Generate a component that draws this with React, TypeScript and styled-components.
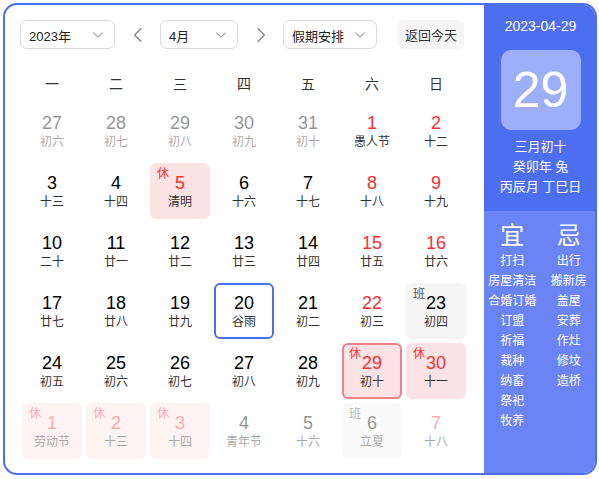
import React from 'react';
import styled, { createGlobalStyle, css } from 'styled-components';

interface Day {
  n: number;
  lunar: string;
  other?: boolean;
  red?: boolean;
  tag?: '休' | '班';
  today?: boolean;
  selected?: boolean;
}

const weeks: Day[][] = [
  [
    { n: 27, lunar: '初六', other: true },
    { n: 28, lunar: '初七', other: true },
    { n: 29, lunar: '初八', other: true },
    { n: 30, lunar: '初九', other: true },
    { n: 31, lunar: '初十', other: true },
    { n: 1, lunar: '愚人节', red: true },
    { n: 2, lunar: '十二', red: true },
  ],
  [
    { n: 3, lunar: '十三' },
    { n: 4, lunar: '十四' },
    { n: 5, lunar: '清明', red: true, tag: '休' },
    { n: 6, lunar: '十六' },
    { n: 7, lunar: '十七' },
    { n: 8, lunar: '十八', red: true },
    { n: 9, lunar: '十九', red: true },
  ],
  [
    { n: 10, lunar: '二十' },
    { n: 11, lunar: '廿一' },
    { n: 12, lunar: '廿二' },
    { n: 13, lunar: '廿三' },
    { n: 14, lunar: '廿四' },
    { n: 15, lunar: '廿五', red: true },
    { n: 16, lunar: '廿六', red: true },
  ],
  [
    { n: 17, lunar: '廿七' },
    { n: 18, lunar: '廿八' },
    { n: 19, lunar: '廿九' },
    { n: 20, lunar: '谷雨', selected: true },
    { n: 21, lunar: '初二' },
    { n: 22, lunar: '初三', red: true },
    { n: 23, lunar: '初四', tag: '班' },
  ],
  [
    { n: 24, lunar: '初五' },
    { n: 25, lunar: '初六' },
    { n: 26, lunar: '初七' },
    { n: 27, lunar: '初八' },
    { n: 28, lunar: '初九' },
    { n: 29, lunar: '初十', red: true, tag: '休', today: true },
    { n: 30, lunar: '十一', red: true, tag: '休' },
  ],
  [
    { n: 1, lunar: '劳动节', other: true, red: true, tag: '休' },
    { n: 2, lunar: '十三', other: true, red: true, tag: '休' },
    { n: 3, lunar: '十四', other: true, red: true, tag: '休' },
    { n: 4, lunar: '青年节', other: true },
    { n: 5, lunar: '十六', other: true },
    { n: 6, lunar: '立夏', other: true, tag: '班' },
    { n: 7, lunar: '十八', other: true, red: true },
  ],
];

const weekdays = ['一', '二', '三', '四', '五', '六', '日'];
const yi = ['打扫', '房屋清洁', '合婚订婚', '订盟', '祈福', '裁种', '纳畜', '祭祀', '牧养'];
const ji = ['出行', '搬新房', '盖屋', '安葬', '作灶', '修坟', '造桥'];

const GlobalStyle = createGlobalStyle`
  * { box-sizing: border-box; }
  body {
    margin: 0;
    background: #fff;
    font-family: "Liberation Sans", "Noto Sans CJK SC", sans-serif;
  }
`;

const Chevron = ({ dir = 'down', size = 14, color = '#a0a3ab' }: { dir?: string; size?: number; color?: string }) => {
  const d = dir === 'down' ? 'M3 5.5l5 5 5-5' : dir === 'left' ? 'M10.5 2.5l-5.5 5.5 5.5 5.5' : 'M5.5 2.5l5.5 5.5-5.5 5.5';
  return (
    <svg width={size} height={size} viewBox="0 0 16 16" fill="none">
      <path d={d} stroke={color} strokeWidth="1.3" strokeLinecap="round" strokeLinejoin="round" />
    </svg>
  );
};

const App = () => {
  return (
    <>
      <GlobalStyle />
      <Frame>
        <Main>
          <Toolbar>
            <Select $w={95}>
              <span>2023年</span>
              <Chevron />
            </Select>
            <Arrow><Chevron dir="left" size={18} color="#888" /></Arrow>
            <Select $w={78}>
              <span>4月</span>
              <Chevron />
            </Select>
            <Arrow><Chevron dir="right" size={18} color="#888" /></Arrow>
            <Select $w={94}>
              <span>假期安排</span>
              <Chevron />
            </Select>
            <TodayButton>返回今天</TodayButton>
          </Toolbar>
          <WeekHeader>
            {weekdays.map((w) => (
              <WeekDay key={w}>{w}</WeekDay>
            ))}
          </WeekHeader>
          <Grid>
            {weeks.flat().map((d, i) => (
              <Cell
                key={i}
                $other={!!d.other}
                $holiday={d.tag === '休'}
                $work={d.tag === '班'}
                $today={!!d.today}
                $selected={!!d.selected}
              >
                {d.tag && <Tag $rest={d.tag === '休'}>{d.tag}</Tag>}
                <Num $red={!!d.red}>{d.n}</Num>
                <Lunar>{d.lunar}</Lunar>
              </Cell>
            ))}
          </Grid>
        </Main>
        <Side>
          <SideTop>
            <DateLine>2023-04-29</DateLine>
            <BigDay>29</BigDay>
            <LunarInfo>
              <div>三月初十</div>
              <div>癸卯年 兔</div>
              <div>丙辰月 丁巳日</div>
            </LunarInfo>
          </SideTop>
          <SideBottom>
            <Column>
              <Head>宜</Head>
              {yi.map((t) => (
                <Item key={t}>{t}</Item>
              ))}
            </Column>
            <Column>
              <Head>忌</Head>
              {ji.map((t) => (
                <Item key={t}>{t}</Item>
              ))}
            </Column>
          </SideBottom>
        </Side>
      </Frame>
    </>
  );
};

const Frame = styled.div`
  display: flex;
  margin: 3px 0 0 3px;
  width: 594px;
  height: 472px;
  border: 2px solid #4e6ef2;
  border-radius: 14px;
  overflow: hidden;
  background: #fff;
`;

const Main = styled.div`
  flex: 1;
  padding: 15px 13px 0 15px;
`;

const Toolbar = styled.div`
  display: flex;
  align-items: center;
  height: 29px;
`;

const Select = styled.div<{ $w: number }>`
  display: flex;
  align-items: center;
  justify-content: space-between;
  width: ${(p) => p.$w}px;
  height: 29px;
  padding: 0 9px 0 8px;
  border: 1px solid #d7d9e0;
  border-radius: 7px;
  font-size: 13px;
  color: #222;
  span { padding-top: 1px; }
`;

const Arrow = styled.div`
  display: flex;
  align-items: center;
  justify-content: center;
  width: 21px;
  margin: 0 12px;
`;

const TodayButton = styled.div`
  display: flex;
  align-items: center;
  margin-left: 21px;
  height: 29px;
  padding: 0 7px;
  background: #f5f5f6;
  border-radius: 6px;
  font-size: 13px;
  color: #333;
`;

const WeekHeader = styled.div`
  display: grid;
  grid-template-columns: repeat(7, 64px);
  margin-top: 16px;
  height: 36px;
`;

const WeekDay = styled.div`
  display: flex;
  align-items: center;
  justify-content: center;
  font-size: 14px;
  color: #333;
`;

const Grid = styled.div`
  display: grid;
  grid-template-columns: repeat(7, 64px);
  grid-auto-rows: 60px;
`;

const Cell = styled.div<{ $other: boolean; $holiday: boolean; $work: boolean; $today: boolean; $selected: boolean }>`
  position: relative;
  display: flex;
  flex-direction: column;
  align-items: center;
  justify-content: center;
  margin: 2px;
  border-radius: 6px;
  border: 2px solid transparent;
  ${(p) => p.$holiday && css`background: #fde3e4;`}
  ${(p) => p.$work && css`background: #f5f5f6;`}
  ${(p) => p.$today && css`border-color: #ef8189;`}
  ${(p) => p.$selected && css`border-color: #4e6ef2;`}
  ${(p) => p.$other && css`opacity: 0.42;`}
`;

const Tag = styled.span<{ $rest: boolean }>`
  position: absolute;
  left: 5px;
  top: 2px;
  font-size: 12px;
  line-height: 14px;
  color: ${(p) => (p.$rest ? '#f73131' : '#555')};
`;

const Num = styled.div<{ $red: boolean }>`
  font-size: 18px;
  line-height: 22px;
  color: ${(p) => (p.$red ? '#f73131' : '#000')};
`;

const Lunar = styled.div`
  font-size: 12px;
  line-height: 16px;
  color: #333;
`;

const Side = styled.div`
  display: flex;
  flex-direction: column;
  width: 113px;
  margin-right: -2px;
`;

const SideTop = styled.div`
  display: flex;
  flex-direction: column;
  align-items: center;
  height: 206px;
  padding-top: 12px;
  background: #4e6ef2;
  color: #fff;
`;

const DateLine = styled.div`
  font-size: 14px;
  line-height: 18px;
`;

const BigDay = styled.div`
  display: flex;
  align-items: center;
  justify-content: center;
  width: 80px;
  height: 80px;
  margin-top: 15px;
  border-radius: 10px;
  background: rgba(255, 255, 255, 0.45);
  font-size: 50px;
  color: #fff;
`;

const LunarInfo = styled.div`
  margin-top: 7px;
  font-size: 13px;
  line-height: 20px;
  text-align: center;
`;

const SideBottom = styled.div`
  flex: 1;
  display: grid;
  grid-template-columns: 1fr 1fr;
  padding-top: 10px;
  background: #6a84f5;
  color: #fff;
`;

const Column = styled.div`
  display: flex;
  flex-direction: column;
  align-items: center;
`;

const Head = styled.div`
  font-size: 24px;
  line-height: 30px;
`;

const Item = styled.div`
  font-size: 12px;
  line-height: 20px;
  white-space: nowrap;
`;

export default App;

_ _ _ _ _ _ _

__Task to complete__.
Copy whichever lines in the listing above contain the word "React".

__Full output__.
Generate a component that draws this with React, TypeScript and styled-components.
import React from 'react';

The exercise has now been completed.